Il me fallait aussi faire des découpes dans la boîte elle-même de manière à faciliter son ouverture et la prise en main des planches. Mais comment faire proprement de manière à ce que ça soit invisible ? Heureusement que j’ai pu compter sur mes amies Amandine Nabarra (une artiste exceptionnelle !) et Christine Giard (un relieuse d’art tout aussi exceptionnelle !). Je leur dois une fière chandelle !
La réalisation finale
Une fois le prototype achevé, c’est à dire une fois la preuve de faisabilité faite avec des matériaux basiques et la validation de la chronologie de toutes les différentes étapes, il était donc temps de passer aux choses sérieuses, c’est à dire utiliser les matériaux définitifs, et notamment le papier en soie que j’avais choisi pour la grosse languette de fermeture, l’étiquette du titre et la pochette. Je tenais en effet à utiliser ce papier précieux car il a un toucher de tissu, apporte une touche soyeuse très délicate, et techniquement, il assure une solidité sur la charnière impossible à obtenir sans tissu. Mais je me suis rendue avec horreur qu’il était partiellement transparent une fois collé !
Ce n’était pas un retour à la case départ, mais pas loin … J’ai donc dû tout doubler mes cartons de papier blanc de manière à cacher les ombres indésirables.
Le livre fini
Il me reste maintenant à vous présenter mon livre enfin fini !!!

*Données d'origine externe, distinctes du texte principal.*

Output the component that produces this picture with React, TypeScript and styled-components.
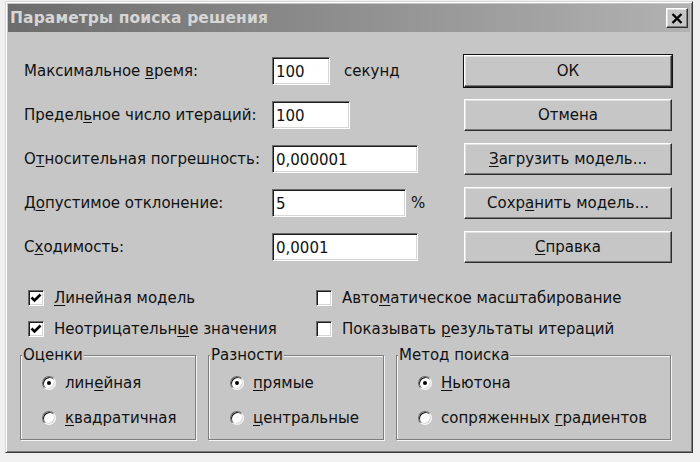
import React from 'react';
import styled, { createGlobalStyle } from 'styled-components';

const GlobalStyle = createGlobalStyle`
  html, body {
    margin: 0;
    padding: 0;
    background: #f0f0f0;
  }
  body {
    font-family: 'DejaVu Sans', Verdana, sans-serif;
    color: #111;
  }
`;

const face = '#c6c6c6';

const fields = [
  { label: 'Максимальное &время:', value: '100', width: 58, suffix: 'секунд', suffixGap: 14, button: 'ОК', isDefault: true },
  { label: 'Предел&ьное число итераций:', value: '100', width: 78, button: 'Отмена' },
  { label: 'О&тносительная погрешность:', value: '0,000001', width: 146, button: '&Загрузить модель...' },
  { label: 'Д&опустимое отклонение:', value: '5', width: 134, suffix: '%', suffixGap: 5, button: 'Сохр&анить модель...' },
  { label: 'С&ходимость:', value: '0,0001', width: 146, button: '&Справка' },
];

const checks = [
  { label: '&Линейная модель', checked: true },
  { label: 'Авто&матическое масштабирование', checked: false },
  { label: 'Неотрицательн&ые значения', checked: true },
  { label: 'Показывать &результаты итераций', checked: false },
];

const groups = [
  { title: 'Оценки', width: 176, options: ['лин&ейная', '&квадратичная'] },
  { title: 'Разности', width: 176, options: ['&прямые', '&центральные'] },
  { title: 'Метод поиска', width: 275, options: ['&Ньютона', 'сопряженных &градиентов'] },
];

const withKey = (text: string) => {
  const i = text.indexOf('&');
  if (i < 0) return text;
  return (
    <>
      {text.slice(0, i)}
      <Key>{text[i + 1]}</Key>
      {text.slice(i + 2)}
    </>
  );
};

const App = () => (
  <Page>
    <GlobalStyle />
    <Window>
      <TitleBar>
        <Title>Параметры поиска решения</Title>
        <CloseButton type="button">
          <svg width="12" height="11" viewBox="0 0 12 11">
            <path d="M1.5 1 L10.5 10 M10.5 1 L1.5 10" stroke="#000" strokeWidth="2.4" />
          </svg>
        </CloseButton>
      </TitleBar>
      <Body>
        <FieldGrid>
          {fields.map(({ label, value, width, suffix, suffixGap, button, isDefault }) => (
            <React.Fragment key={label}>
              <Label>{withKey(label)}</Label>
              <InputCell>
                <TextInput readOnly value={value} $width={width} />
                {suffix && <Suffix $gap={suffixGap ?? 0}>{suffix}</Suffix>}
              </InputCell>
              <Button type="button" $default={!!isDefault}>
                {withKey(button)}
              </Button>
            </React.Fragment>
          ))}
        </FieldGrid>
        <CheckGrid>
          {checks.map(({ label, checked }) => (
            <CheckRow key={label}>
              <CheckBox>
                {checked && (
                  <svg width="12" height="12" viewBox="0 0 12 12">
                    <polyline points="1.5,5.5 4.5,8.5 10.5,2.5" fill="none" stroke="#000" strokeWidth="2.6" />
                  </svg>
                )}
              </CheckBox>
              <span>{withKey(label)}</span>
            </CheckRow>
          ))}
        </CheckGrid>
        <Groups>
          {groups.map(({ title, width, options }) => (
            <GroupBox key={title} $width={width}>
              <Legend>{title}</Legend>
              <RadioList>
                {options.map((opt, i) => (
                  <RadioRow key={opt}>
                    <Radio $checked={i === 0} />
                    <span>{withKey(opt)}</span>
                  </RadioRow>
                ))}
              </RadioList>
            </GroupBox>
          ))}
        </Groups>
      </Body>
    </Window>
  </Page>
);

export default App;

const Page = styled.div`
  padding: 1px 0 0 5px;
  width: 700px;
  height: 462px;
  box-sizing: border-box;
  background: #f0f0f0;
`;

const Window = styled.div`
  width: 688px;
  box-sizing: border-box;
  background: ${face};
  border: 1px solid;
  border-color: #d8d8d8 #383838 #383838 #d8d8d8;
  box-shadow: inset 1px 1px #fff, inset -1px -1px #7c7c7c;
  padding: 2px;
`;

const TitleBar = styled.div`
  height: 28px;
  display: flex;
  align-items: center;
  justify-content: space-between;
  padding: 0 2px 0 2px;
  background: linear-gradient(to right, #6c6c6c, #b2b2b2);
`;

const Title = styled.span`
  font-size: 15.5px;
  font-weight: bold;
  color: #d6d6d6;
  letter-spacing: 0.1px;
`;

const CloseButton = styled.button`
  width: 22px;
  height: 20px;
  padding: 0;
  display: flex;
  align-items: center;
  justify-content: center;
  background: ${face};
  border: 1px solid;
  border-color: #fff #303030 #303030 #fff;
  box-shadow: inset -1px -1px #7a7a7a, inset 1px 1px #e2e2e2;
`;

const Body = styled.div`
  padding: 17px 18px 10px 12px;
  font-size: 15px;
`;

const FieldGrid = styled.div`
  display: grid;
  grid-template-columns: 248px 1fr 208px;
  grid-auto-rows: 44px;
  align-items: center;
  padding-left: 4px;
`;

const Label = styled.span`
  white-space: nowrap;
`;

const InputCell = styled.div`
  display: flex;
  align-items: center;
`;

const TextInput = styled.input<{ $width: number }>`
  width: ${({ $width }) => $width}px;
  height: 28px;
  box-sizing: border-box;
  padding: 2px 3px 0;
  font: inherit;
  color: #111;
  background: #fff;
  border: 1px solid;
  border-color: #6a6a6a #fff #fff #6a6a6a;
  box-shadow: inset 1px 1px #1c1c1c, inset -1px -1px #d6d6d6;
  outline: none;
`;

const Suffix = styled.span<{ $gap: number }>`
  margin-left: ${({ $gap }) => $gap}px;
`;

const Button = styled.button<{ $default: boolean }>`
  height: 32px;
  width: 100%;
  box-sizing: border-box;
  font: inherit;
  color: #111;
  background: ${face};
  border: 1px solid;
  border-color: #fff #2c2c2c #2c2c2c #fff;
  box-shadow: inset -1px -1px #787878, inset 1px 1px #e2e2e2
    ${({ $default }) => ($default ? ', 0 0 0 1px #111' : '')};
`;

const Key = styled.span`
  text-decoration: underline;
  text-decoration-thickness: 1px;
  text-underline-offset: 2px;
`;

const CheckGrid = styled.div`
  margin-top: 13px;
  display: grid;
  grid-template-columns: 288px 1fr;
  grid-auto-rows: 31px;
  align-items: center;
  padding-left: 8px;
`;

const CheckRow = styled.div`
  display: flex;
  align-items: center;
  gap: 10px;
  white-space: nowrap;
`;

const CheckBox = styled.span`
  width: 16px;
  height: 16px;
  box-sizing: border-box;
  display: flex;
  align-items: center;
  justify-content: center;
  background: #fff;
  border: 1px solid;
  border-color: #6a6a6a #fff #fff #6a6a6a;
  box-shadow: inset 1px 1px #1c1c1c, inset -1px -1px #d6d6d6;
`;

const Groups = styled.div`
  margin-top: 2px;
  display: flex;
  gap: 12px;
`;

const GroupBox = styled.fieldset<{ $width: number }>`
  width: ${({ $width }) => $width}px;
  box-sizing: border-box;
  margin: 0;
  padding: 0;
  min-width: 0;
  border: 1px solid #7e7e7e;
  box-shadow: inset 1px 1px #f4f4f4, 1px 1px #f4f4f4;
`;

const Legend = styled.legend`
  margin-left: 1px;
  padding: 0 1px;
  line-height: 18px;
  background: ${face};
`;

const RadioList = styled.div`
  padding: 1px 0 4px 21px;
  display: flex;
  flex-direction: column;
`;

const RadioRow = styled.div`
  height: 35px;
  display: flex;
  align-items: center;
  gap: 9px;
  white-space: nowrap;
`;

const Radio = styled.span<{ $checked: boolean }>`
  position: relative;
  width: 14px;
  height: 14px;
  box-sizing: border-box;
  border-radius: 50%;
  background: #fff;
  border: 1px solid;
  border-color: #6a6a6a #f4f4f4 #f4f4f4 #6a6a6a;
  box-shadow: inset 1px 1px #1c1c1c, inset -1px -1px #d6d6d6;

  &::after {
    content: '';
    display: ${({ $checked }) => ($checked ? 'block' : 'none')};
    position: absolute;
    left: 4px;
    top: 4px;
    width: 4px;
    height: 4px;
    border-radius: 50%;
    background: #000;
  }
`;
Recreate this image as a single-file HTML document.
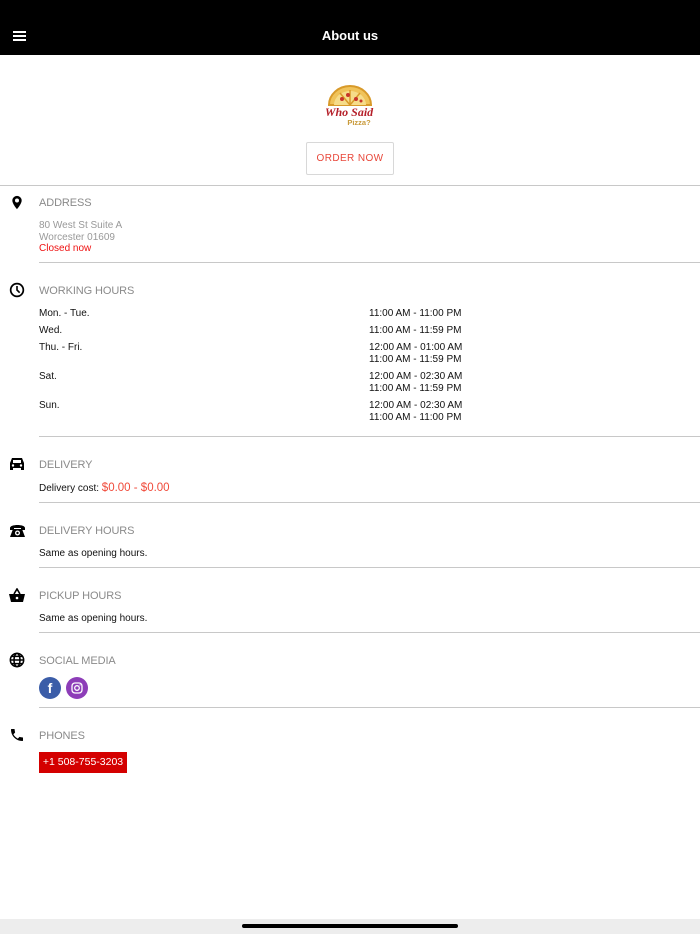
<!DOCTYPE html>
<html><head><meta charset="utf-8">
<style>
*{margin:0;padding:0;box-sizing:border-box}
body{width:700px;height:934px;position:relative;background:#fff;font-family:"Liberation Sans",Arial,sans-serif;overflow:hidden;color:#000}
.a{position:absolute}
.hdr{left:0;top:0;width:700px;height:55px;background:#000}
.title{left:0;width:700px;top:28px;text-align:center;color:#fff;font-weight:bold;font-size:13px}
.h{left:39px;font-size:11px;color:#8a8a8a;letter-spacing:-0.1px}
.t{font-size:10px;color:#111}
.line{height:1px;background:#c8c8c8;left:39px;width:661px}
.ic{left:9px}
</style></head><body>
<div class="a hdr"></div>
<div class="a" style="left:13px;top:31px;width:13px;height:2px;background:#fff"></div>
<div class="a" style="left:13px;top:35px;width:13px;height:2px;background:#fff"></div>
<div class="a" style="left:13px;top:39px;width:13px;height:2px;background:#fff"></div>
<div class="a title">About us</div>

<svg class="a" style="left:326px;top:83px" width="48" height="45" viewBox="0 0 48 45">
<path d="M3 22 A21 19 0 0 1 45 22 Z" fill="#f0c35a" stroke="#d89a2a" stroke-width="2"/>
<path d="M8 22 A16 14 0 0 1 40 22 Z" fill="#f6dc8a"/>
<path d="M24 22 L14 10 M24 22 L34 10 M24 22 L24 7" stroke="#d89a2a" stroke-width="1.5"/>
<circle cx="16" cy="16" r="2" fill="#c8342a"/><circle cx="22" cy="12" r="2" fill="#c8342a"/><circle cx="30" cy="16" r="2" fill="#c8342a"/><circle cx="35" cy="18" r="1.5" fill="#c8342a"/>
<text x="23" y="33" text-anchor="middle" font-family="Liberation Serif" font-style="italic" font-weight="bold" font-size="12" fill="#b5202a">Who Said</text>
<text x="33" y="42" text-anchor="middle" font-family="Liberation Sans" font-weight="bold" font-size="7.5" fill="#c89a3a">Pizza?</text>
</svg>
<div class="a" style="left:306px;top:142px;width:88px;height:33px;border:1px solid #d8d8d8;border-radius:2px;color:#e8473a;font-size:10px;letter-spacing:0.4px;text-align:center;line-height:31px">ORDER NOW</div>

<div class="a" style="left:0;top:185px;width:700px;height:1px;background:#c8c8c8"></div>

<svg class="a ic" style="top:194px" width="16" height="17" viewBox="0 0 24 24"><path d="M12 2a7 7 0 0 0-7 7c0 5 7 13 7 13s7-8 7-13a7 7 0 0 0-7-7zm0 10a3 3 0 1 1 0-6 3 3 0 0 1 0 6z" fill="#000"/></svg>
<div class="a h" style="top:197px">ADDRESS</div>
<div class="a" style="left:39px;top:220px;font-size:10px;color:#999;line-height:12px">80 West St Suite A<br>Worcester 01609</div>
<div class="a" style="left:39px;top:243px;font-size:10px;color:#ee1111">Closed now</div>
<div class="a line" style="top:262px"></div>

<svg class="a ic" style="top:282px" width="16" height="16" viewBox="0 0 24 24"><circle cx="12" cy="12" r="9.5" fill="none" stroke="#000" stroke-width="2.6"/><path d="M12 6v6l4 4" fill="none" stroke="#000" stroke-width="2.4"/></svg>
<div class="a h" style="top:285px">WORKING HOURS</div>
<div class="a t" style="left:39px;top:308px">Mon. - Tue.</div><div class="a t" style="left:369px;top:308px">11:00 AM - 11:00 PM</div>
<div class="a t" style="left:39px;top:325px">Wed.</div><div class="a t" style="left:369px;top:325px">11:00 AM - 11:59 PM</div>
<div class="a t" style="left:39px;top:342px">Thu. - Fri.</div><div class="a t" style="left:369px;top:342px;line-height:11.5px">12:00 AM - 01:00 AM<br>11:00 AM - 11:59 PM</div>
<div class="a t" style="left:39px;top:371px">Sat.</div><div class="a t" style="left:369px;top:371px;line-height:11.5px">12:00 AM - 02:30 AM<br>11:00 AM - 11:59 PM</div>
<div class="a t" style="left:39px;top:400px">Sun.</div><div class="a t" style="left:369px;top:400px;line-height:11.5px">12:00 AM - 02:30 AM<br>11:00 AM - 11:00 PM</div>
<div class="a line" style="top:436px"></div>

<svg class="a ic" style="top:457px" width="16" height="14" viewBox="0 0 16 14"><path d="M3 1h10l2 5v7h-3v-2H4v2H1V6z" fill="#000"/><rect x="4" y="3" width="8" height="3" fill="#fff"/><circle cx="4" cy="8.5" r="1.2" fill="#fff"/><circle cx="12" cy="8.5" r="1.2" fill="#fff"/></svg>
<div class="a h" style="top:459px">DELIVERY</div>
<div class="a t" style="left:39px;top:482px">Delivery cost: <span style="color:#f04a3a;font-size:11.5px">$0.00 - $0.00</span></div>
<div class="a line" style="top:502px"></div>

<svg class="a ic" style="top:523px" width="17" height="15" viewBox="0 0 17 15"><path d="M1 5c0-4 15-4 15 0v2h-4V5H5v2H1z" fill="#000"/><path d="M4 6h9l3 8H1z" fill="#000"/><circle cx="8.5" cy="10" r="2.5" fill="#fff"/><circle cx="8.5" cy="10" r="1.2" fill="#000"/></svg>
<div class="a h" style="top:525px">DELIVERY HOURS</div>
<div class="a t" style="left:39px;top:548px">Same as opening hours.</div>
<div class="a line" style="top:567px"></div>

<svg class="a ic" style="top:588px" width="16" height="15" viewBox="0 0 16 15"><path d="M5 6l3-5 3 5" fill="none" stroke="#000" stroke-width="1.6"/><path d="M0 6h16l-2 8H2z" fill="#000"/><circle cx="8" cy="10" r="1.3" fill="#fff"/></svg>
<div class="a h" style="top:590px">PICKUP HOURS</div>
<div class="a t" style="left:39px;top:613px">Same as opening hours.</div>
<div class="a line" style="top:632px"></div>

<svg class="a ic" style="top:652px" width="16" height="16" viewBox="0 0 24 24"><g fill="none" stroke="#000" stroke-width="2.3"><circle cx="12" cy="12" r="10"/><ellipse cx="12" cy="12" rx="4.5" ry="10"/><path d="M2 12h20M4 6.5h16M4 17.5h16"/></g></svg>
<div class="a h" style="top:655px">SOCIAL MEDIA</div>
<div class="a" style="left:39px;top:677px;width:22px;height:22px;border-radius:50%;background:#3b5da8;color:#fff;font-weight:bold;font-size:14px;text-align:center;line-height:23px">f</div>
<div class="a" style="left:66px;top:677px;width:22px;height:22px;border-radius:50%;background:#8d3db8"></div>
<svg class="a" style="left:71px;top:682px" width="12" height="12" viewBox="0 0 12 12"><rect x="1" y="1" width="10" height="10" rx="3" fill="none" stroke="#fff" stroke-width="1.3"/><circle cx="6" cy="6" r="2.3" fill="none" stroke="#fff" stroke-width="1.3"/><circle cx="9" cy="3" r="0.6" fill="#fff"/></svg>
<div class="a line" style="top:707px"></div>

<svg class="a ic" style="top:727px" width="16" height="16" viewBox="0 0 24 24"><path d="M6.6 10.8c1.4 2.8 3.8 5.1 6.6 6.6l2.2-2.2c.3-.3.7-.4 1-.2 1.1.4 2.300.6 3.6.6.6 0 1 .4 1 1V20c0 .6-.4 1-1 1C10.6 21 3 13.4 3 4c0-.6.4-1 1-1h3.5c.6 0 1 .4 1 1 0 1.3.2 2.5.6 3.6.1.3 0 .7-.2 1z" fill="#000"/></svg>
<div class="a h" style="top:730px">PHONES</div>
<div class="a" style="left:39px;top:752px;width:88px;height:21px;background:#d40000;color:#fff;font-size:10.5px;text-align:center;line-height:21px">+1 508-755-3203</div>

<div class="a" style="left:0;top:919px;width:700px;height:15px;background:#ededed"></div>
<div class="a" style="left:242px;top:924px;width:216px;height:4px;border-radius:2px;background:#000"></div>
</body></html>
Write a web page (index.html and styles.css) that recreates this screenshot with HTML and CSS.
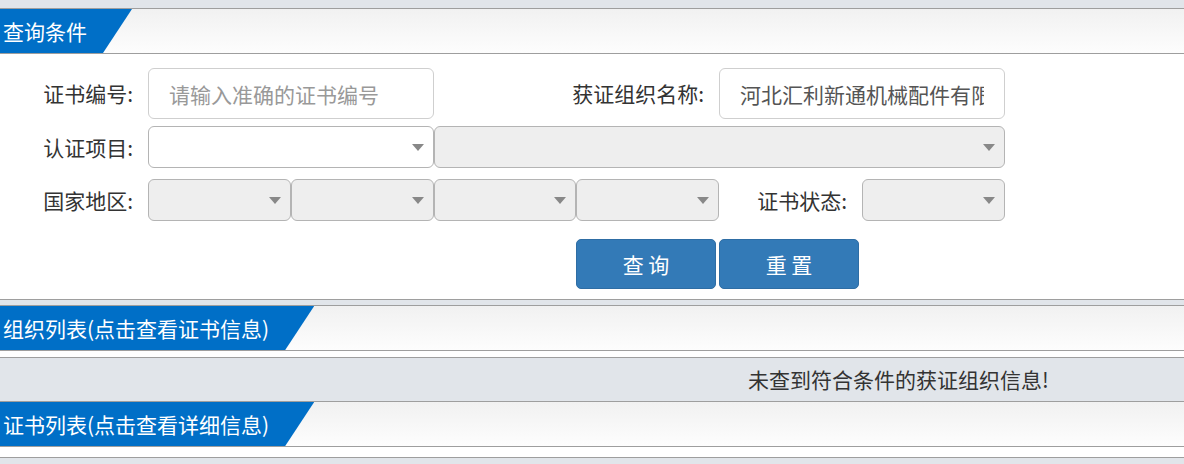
FILE: index.html
```html
<!DOCTYPE html>
<html lang="zh-CN">
<head>
    <meta charset="UTF-8">
    <meta name="viewport" content="width=device-width, initial-scale=1.0">
    <title>证书查询</title>
    <link rel="stylesheet" href="styles.css">
</head>
<body>
    <div class="page">
        <section class="panel">
            <div class="panel-head"><span class="tab">查询条件</span></div>
            <form class="search-form">
                <div class="form-row row-1">
                    <label class="label" for="cert-no">证书编号:</label>
                    <input class="field span-2" type="text" id="cert-no" placeholder="请输入准确的证书编号">
                    <label class="label span-2" for="org-name">获证组织名称:</label>
                    <input class="field span-2" type="text" id="org-name" value="河北汇利新通机械配件有限公司">
                </div>
                <div class="form-row row-2">
                    <label class="label">认证项目:</label>
                    <span class="select span-2"><select class="white"></select></span>
                    <span class="select span-4"><select></select></span>
                </div>
                <div class="form-row row-3">
                    <label class="label">国家地区:</label>
                    <span class="select"><select></select></span>
                    <span class="select"><select></select></span>
                    <span class="select"><select></select></span>
                    <span class="select"><select></select></span>
                    <label class="label">证书状态:</label>
                    <span class="select"><select></select></span>
                </div>
                <div class="form-row row-4">
                    <button type="submit" class="btn col-5">查 询</button>
                    <button type="reset" class="btn">重 置</button>
                </div>
            </form>
        </section>

        <section class="panel open">
            <div class="panel-head"><span class="tab">组织列表(点击查看证书信息)</span></div>
            <div class="list-body">
                <div class="empty-row">未查到符合条件的获证组织信息!</div>
            </div>
        </section>

        <section class="panel flush">
            <div class="panel-head"><span class="tab">证书列表(点击查看详细信息)</span></div>
            <div class="cert-body"></div>
        </section>
    </div>
</body>
</html>
```

FILE: styles.css
```css
* {
    box-sizing: border-box;
}
body {
    margin: 0;
    font-family: "Noto Sans CJK SC", "Liberation Sans", sans-serif;
    font-size: 21px;
    color: #333;
    background-color: #e1e5ea;
}
.page {
    padding-top: 8px;
}
.panel {
    background-color: #fff;
    border-top: 1px solid #9e9e9e;
    border-bottom: 1px solid #9e9e9e;
    margin-bottom: 5px;
}
.panel.open {
    border-bottom: none;
    margin-bottom: 0;
}
.panel.flush {
    margin-bottom: 0;
}
.panel-head {
    height: 45px;
    border-bottom: 1px solid #9e9e9e;
    background: linear-gradient(to bottom, #f1f1f1, #fdfdfd);
}
.tab {
    display: inline-block;
    height: 44px;
    line-height: 44px;
    padding: 0 45px 0 3px;
    color: #fff;
    background-color: #006fc7;
    clip-path: polygon(0 0, 100% 0, calc(100% - 29px) 100%, 0 100%);
}

/* search form */
.search-form {
    padding: 14px 0 10px 5px;
}
.form-row {
    display: grid;
    grid-template-columns: 143px 143px 143px 142px 143px 143px 143px;
    align-items: center;
}
.row-1 {
    height: 51px;
}
.row-2 {
    height: 42px;
    margin-top: 7px;
}
.row-3 {
    height: 42px;
    margin-top: 11px;
}
.row-4 {
    height: 50px;
    margin-top: 18px;
}
.span-2 {
    grid-column: span 2;
}
.span-4 {
    grid-column: span 4;
}
.col-5 {
    grid-column: 5;
}
.label {
    text-align: right;
    padding-right: 15px;
    line-height: 1;
}
.field {
    height: 51px;
    width: 100%;
    padding: 0 20px;
    border: 1px solid #cfcfcf;
    border-radius: 6px;
    font-family: inherit;
    font-size: 21px;
    color: #555;
    background-color: #fff;
    outline: none;
}
.field::placeholder {
    color: #999;
}
.select {
    position: relative;
    height: 42px;
    display: block;
}
.select select {
    display: block;
    width: 100%;
    height: 42px;
    border: 1px solid #b4b4b4;
    border-radius: 6px;
    background-color: #eeeeee;
    appearance: none;
    -webkit-appearance: none;
    outline: none;
}
.select select.white {
    background-color: #fff;
}
.select::after {
    content: "";
    position: absolute;
    right: 10px;
    top: 18px;
    border-left: 6px solid transparent;
    border-right: 6px solid transparent;
    border-top: 7px solid #888;
    pointer-events: none;
}
.btn {
    width: 140px;
    height: 50px;
    padding: 0;
    border: 1px solid #2e6da4;
    border-radius: 5px;
    background-color: #337ab7;
    color: #fff;
    font-family: inherit;
    font-size: 21px;
    cursor: pointer;
}

/* result lists */
.list-body {
    padding-top: 6px;
}
.empty-row {
    height: 44px;
    line-height: 43px;
    padding-left: 748px;
    border-top: 1px solid #9e9e9e;
    background-color: #e1e5ea;
}
.cert-body {
    height: 10px;
}
```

Vous vous doutez bien que compte-tenu de la difficulté, mais aussi le temps de réalisation de chaque exemplaire, je n’en ai fait qu’une édition très limitée de 6 (plus une épreuve d’artiste). Au niveau de ses dimensions, la boîte fait 23×32,5 cm et les planches ont un format A4.
J’ai eu l’honneur de présenter ce livre lors d’une exposition au Studio Nomad No Mad à Shanghai en octobre et novembre dernier. Et il devrait continuer à être exposé cette année, et cette fois-ci en Italie. Mais je vous en dirai plus le moment venu !
Voilà, j’espère que ce livre vous plait ! En tout cas, j’y ai mis tout mon coeur et beaucoup d’énergie. Je peux enfin clore le chapitre de mes légumes mystérieux et me consacrer à mon prochain projet de livre. Affaire à suivre donc 😉
Quel précieux coffret! Je te l’ai déjà dit mais je le répète après avoir lu ton article et vu la vidéo d’Alexandre, je suis sincèrement admirative pour tout le travail que la conception et la réalisation d’un tel livre représente. Tu es une artiste accomplie, mille bravos !
Bonjour,
Magnifique.
Beaucoup de temps de consacrer à cet ouvrage et de la recherche pour les plantes.
Livre moi je dirai plus « La boîte Mystère ».
Bonne Année 2024.
Marc
Magnifique travail d’artiste !
Et merci de nous présenter les étapes de réalisation, avec ces tâtonnements.